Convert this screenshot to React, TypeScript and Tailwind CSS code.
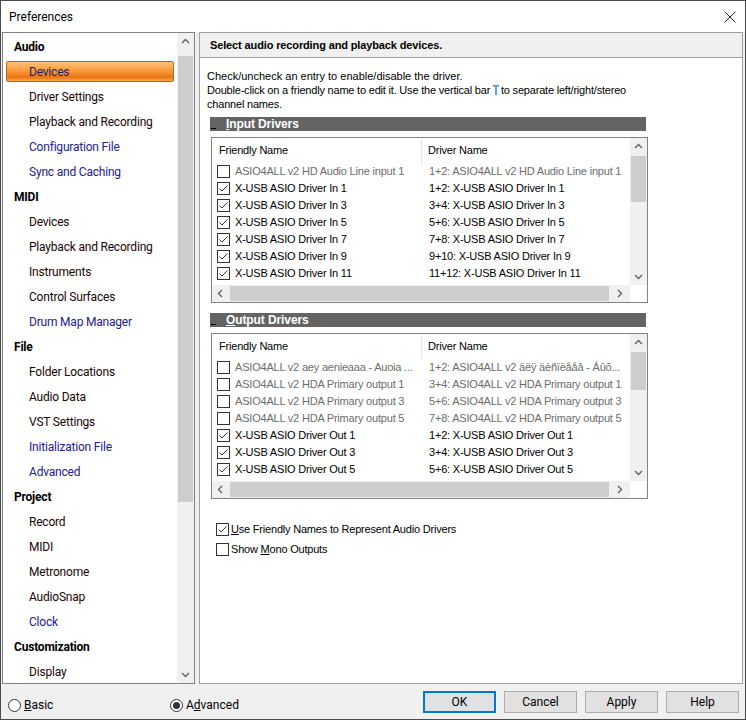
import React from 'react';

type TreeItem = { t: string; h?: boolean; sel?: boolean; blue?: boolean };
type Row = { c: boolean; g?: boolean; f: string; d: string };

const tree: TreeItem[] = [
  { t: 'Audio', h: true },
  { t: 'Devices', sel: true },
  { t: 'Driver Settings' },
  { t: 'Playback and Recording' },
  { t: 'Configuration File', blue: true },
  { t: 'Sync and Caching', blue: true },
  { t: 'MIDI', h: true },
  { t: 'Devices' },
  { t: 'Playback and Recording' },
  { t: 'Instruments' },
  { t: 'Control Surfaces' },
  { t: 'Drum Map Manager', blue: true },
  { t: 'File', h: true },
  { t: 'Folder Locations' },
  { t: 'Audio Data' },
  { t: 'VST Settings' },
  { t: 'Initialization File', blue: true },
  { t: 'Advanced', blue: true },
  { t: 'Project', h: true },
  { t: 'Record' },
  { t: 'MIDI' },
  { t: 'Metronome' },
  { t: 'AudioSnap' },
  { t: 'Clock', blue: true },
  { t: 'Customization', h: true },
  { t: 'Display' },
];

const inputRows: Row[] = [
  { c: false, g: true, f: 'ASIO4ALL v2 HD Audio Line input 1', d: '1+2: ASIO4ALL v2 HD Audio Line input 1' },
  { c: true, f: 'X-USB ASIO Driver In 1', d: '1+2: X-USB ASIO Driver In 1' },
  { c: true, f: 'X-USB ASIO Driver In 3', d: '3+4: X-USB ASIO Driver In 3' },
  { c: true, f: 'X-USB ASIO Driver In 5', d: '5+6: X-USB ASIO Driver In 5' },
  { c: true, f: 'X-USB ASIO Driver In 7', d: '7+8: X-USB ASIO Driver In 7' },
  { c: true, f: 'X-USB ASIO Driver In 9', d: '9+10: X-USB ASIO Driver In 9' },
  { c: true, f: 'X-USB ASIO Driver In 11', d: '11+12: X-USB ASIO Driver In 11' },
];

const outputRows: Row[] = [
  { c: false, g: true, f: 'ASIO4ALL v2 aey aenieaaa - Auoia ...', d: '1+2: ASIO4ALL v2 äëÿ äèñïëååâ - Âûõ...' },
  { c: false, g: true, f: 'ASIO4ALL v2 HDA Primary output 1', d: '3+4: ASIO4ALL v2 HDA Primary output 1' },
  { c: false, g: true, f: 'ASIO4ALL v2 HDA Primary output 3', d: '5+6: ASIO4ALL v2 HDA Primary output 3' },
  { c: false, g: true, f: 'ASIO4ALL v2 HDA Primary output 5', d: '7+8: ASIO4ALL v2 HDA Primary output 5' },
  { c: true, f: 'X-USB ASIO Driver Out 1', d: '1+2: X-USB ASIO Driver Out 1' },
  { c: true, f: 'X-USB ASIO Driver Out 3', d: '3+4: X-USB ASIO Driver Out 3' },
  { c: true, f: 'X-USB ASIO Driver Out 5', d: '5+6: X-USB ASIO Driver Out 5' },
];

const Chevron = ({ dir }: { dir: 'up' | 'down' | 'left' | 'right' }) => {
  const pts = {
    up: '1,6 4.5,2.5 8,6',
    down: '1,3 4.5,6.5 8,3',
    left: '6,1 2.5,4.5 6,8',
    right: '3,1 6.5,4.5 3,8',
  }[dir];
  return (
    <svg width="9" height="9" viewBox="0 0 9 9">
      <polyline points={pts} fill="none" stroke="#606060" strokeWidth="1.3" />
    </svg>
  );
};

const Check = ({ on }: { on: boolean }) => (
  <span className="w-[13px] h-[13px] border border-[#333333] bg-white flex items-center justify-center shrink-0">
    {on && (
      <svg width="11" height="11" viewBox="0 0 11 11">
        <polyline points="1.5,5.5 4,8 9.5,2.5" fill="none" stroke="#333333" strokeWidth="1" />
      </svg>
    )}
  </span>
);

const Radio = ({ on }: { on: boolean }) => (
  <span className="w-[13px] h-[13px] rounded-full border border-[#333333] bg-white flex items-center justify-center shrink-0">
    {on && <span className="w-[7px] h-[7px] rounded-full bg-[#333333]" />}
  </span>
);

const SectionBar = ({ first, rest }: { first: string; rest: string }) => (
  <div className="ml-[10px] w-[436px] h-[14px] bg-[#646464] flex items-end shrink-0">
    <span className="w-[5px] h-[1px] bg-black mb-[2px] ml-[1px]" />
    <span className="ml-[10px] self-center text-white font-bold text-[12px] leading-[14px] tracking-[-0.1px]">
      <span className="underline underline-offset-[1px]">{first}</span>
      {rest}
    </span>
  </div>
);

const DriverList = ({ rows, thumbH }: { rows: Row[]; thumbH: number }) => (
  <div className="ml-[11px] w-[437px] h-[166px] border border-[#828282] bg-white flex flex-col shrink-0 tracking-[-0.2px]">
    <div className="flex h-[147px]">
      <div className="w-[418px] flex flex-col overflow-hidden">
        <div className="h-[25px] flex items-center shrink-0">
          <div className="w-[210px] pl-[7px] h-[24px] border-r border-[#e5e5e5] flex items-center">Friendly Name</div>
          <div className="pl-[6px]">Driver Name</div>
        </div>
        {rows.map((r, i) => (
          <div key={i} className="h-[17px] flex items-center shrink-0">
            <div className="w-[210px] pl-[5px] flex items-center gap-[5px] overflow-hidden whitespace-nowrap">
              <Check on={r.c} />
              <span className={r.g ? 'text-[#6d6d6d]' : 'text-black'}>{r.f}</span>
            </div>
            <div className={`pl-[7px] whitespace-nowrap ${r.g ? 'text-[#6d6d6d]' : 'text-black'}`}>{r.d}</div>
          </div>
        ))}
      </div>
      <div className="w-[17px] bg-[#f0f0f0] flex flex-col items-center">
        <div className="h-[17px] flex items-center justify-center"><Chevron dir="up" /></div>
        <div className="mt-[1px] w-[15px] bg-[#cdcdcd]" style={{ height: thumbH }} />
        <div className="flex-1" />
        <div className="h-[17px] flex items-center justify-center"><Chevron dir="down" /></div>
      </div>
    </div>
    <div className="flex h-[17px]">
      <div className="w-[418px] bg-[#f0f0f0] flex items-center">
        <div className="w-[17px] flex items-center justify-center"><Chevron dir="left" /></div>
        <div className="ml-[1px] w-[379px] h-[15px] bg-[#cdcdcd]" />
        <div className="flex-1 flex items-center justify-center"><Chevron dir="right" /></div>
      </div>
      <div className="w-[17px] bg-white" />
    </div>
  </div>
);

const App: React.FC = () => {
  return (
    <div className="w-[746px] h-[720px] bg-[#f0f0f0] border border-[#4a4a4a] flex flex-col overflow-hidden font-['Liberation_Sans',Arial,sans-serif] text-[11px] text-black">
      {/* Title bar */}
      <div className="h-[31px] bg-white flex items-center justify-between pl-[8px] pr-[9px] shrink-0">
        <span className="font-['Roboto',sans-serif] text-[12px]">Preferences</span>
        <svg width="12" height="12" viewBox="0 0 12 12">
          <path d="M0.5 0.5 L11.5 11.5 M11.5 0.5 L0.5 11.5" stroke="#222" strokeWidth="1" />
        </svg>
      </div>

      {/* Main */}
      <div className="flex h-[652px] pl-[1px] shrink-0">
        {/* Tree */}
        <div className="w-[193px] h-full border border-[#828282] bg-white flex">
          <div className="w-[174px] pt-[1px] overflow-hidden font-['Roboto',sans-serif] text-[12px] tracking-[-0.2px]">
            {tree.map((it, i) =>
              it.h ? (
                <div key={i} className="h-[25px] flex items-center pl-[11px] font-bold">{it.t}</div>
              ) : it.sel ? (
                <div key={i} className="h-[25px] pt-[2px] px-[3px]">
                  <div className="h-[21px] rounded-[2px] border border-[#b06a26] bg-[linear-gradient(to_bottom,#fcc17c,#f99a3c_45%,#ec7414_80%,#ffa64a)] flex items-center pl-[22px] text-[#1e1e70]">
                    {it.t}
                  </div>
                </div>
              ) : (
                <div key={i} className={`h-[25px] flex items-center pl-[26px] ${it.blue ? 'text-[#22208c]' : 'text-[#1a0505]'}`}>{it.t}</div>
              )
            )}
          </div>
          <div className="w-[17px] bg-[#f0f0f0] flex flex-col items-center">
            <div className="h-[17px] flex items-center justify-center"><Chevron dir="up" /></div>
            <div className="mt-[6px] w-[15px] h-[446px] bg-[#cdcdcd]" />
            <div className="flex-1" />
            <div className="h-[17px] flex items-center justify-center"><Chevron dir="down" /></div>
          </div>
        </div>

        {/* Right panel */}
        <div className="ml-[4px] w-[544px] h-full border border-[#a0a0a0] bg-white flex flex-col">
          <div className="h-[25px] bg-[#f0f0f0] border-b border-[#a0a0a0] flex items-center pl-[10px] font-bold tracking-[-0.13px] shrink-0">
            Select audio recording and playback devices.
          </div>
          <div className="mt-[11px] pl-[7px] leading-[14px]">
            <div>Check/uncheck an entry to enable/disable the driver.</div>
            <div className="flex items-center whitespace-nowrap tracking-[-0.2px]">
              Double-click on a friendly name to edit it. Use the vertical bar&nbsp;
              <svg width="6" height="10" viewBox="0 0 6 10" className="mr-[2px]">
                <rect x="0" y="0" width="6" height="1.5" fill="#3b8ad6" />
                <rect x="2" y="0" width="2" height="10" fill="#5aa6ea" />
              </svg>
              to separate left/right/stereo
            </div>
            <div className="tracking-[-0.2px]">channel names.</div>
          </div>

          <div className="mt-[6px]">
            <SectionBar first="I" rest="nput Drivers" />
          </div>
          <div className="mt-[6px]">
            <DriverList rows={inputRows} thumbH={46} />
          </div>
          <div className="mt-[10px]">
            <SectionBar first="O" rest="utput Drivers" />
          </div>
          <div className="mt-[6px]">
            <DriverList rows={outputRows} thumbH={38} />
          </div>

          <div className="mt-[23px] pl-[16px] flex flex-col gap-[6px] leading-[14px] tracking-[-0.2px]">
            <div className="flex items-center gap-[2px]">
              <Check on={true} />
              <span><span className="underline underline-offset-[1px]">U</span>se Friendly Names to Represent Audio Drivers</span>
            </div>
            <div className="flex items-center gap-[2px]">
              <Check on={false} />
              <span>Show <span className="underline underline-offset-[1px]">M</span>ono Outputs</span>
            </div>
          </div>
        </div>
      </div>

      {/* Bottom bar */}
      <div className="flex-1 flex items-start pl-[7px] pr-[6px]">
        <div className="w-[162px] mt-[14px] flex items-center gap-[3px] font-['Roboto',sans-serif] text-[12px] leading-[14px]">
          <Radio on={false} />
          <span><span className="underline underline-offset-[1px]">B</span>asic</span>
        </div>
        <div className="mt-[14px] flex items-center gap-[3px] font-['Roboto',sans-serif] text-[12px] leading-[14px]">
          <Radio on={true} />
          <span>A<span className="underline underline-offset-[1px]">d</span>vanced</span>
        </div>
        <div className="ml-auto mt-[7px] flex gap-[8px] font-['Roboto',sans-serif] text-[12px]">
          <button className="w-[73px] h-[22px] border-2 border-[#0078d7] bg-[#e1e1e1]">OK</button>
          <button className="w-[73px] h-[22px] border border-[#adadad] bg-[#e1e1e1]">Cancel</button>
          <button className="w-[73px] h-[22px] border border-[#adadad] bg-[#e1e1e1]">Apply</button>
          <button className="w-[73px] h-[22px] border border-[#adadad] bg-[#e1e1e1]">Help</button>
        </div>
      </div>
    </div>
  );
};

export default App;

◇ ◇ ◇

• **SHORT PROBLEM**:
Restate exactly, please, only the lines between the start of the data and the line containing "boolean; g?: boolean;", both ends included, skipping the pictures.

• **OUTPUT**:
Convert this screenshot to React, TypeScript and Tailwind CSS code.
import React from 'react';

type TreeItem = { t: string; h?: boolean; sel?: boolean; blue?: boolean };
type Row = { c: boolean; g?: boolean; f: string; d: string };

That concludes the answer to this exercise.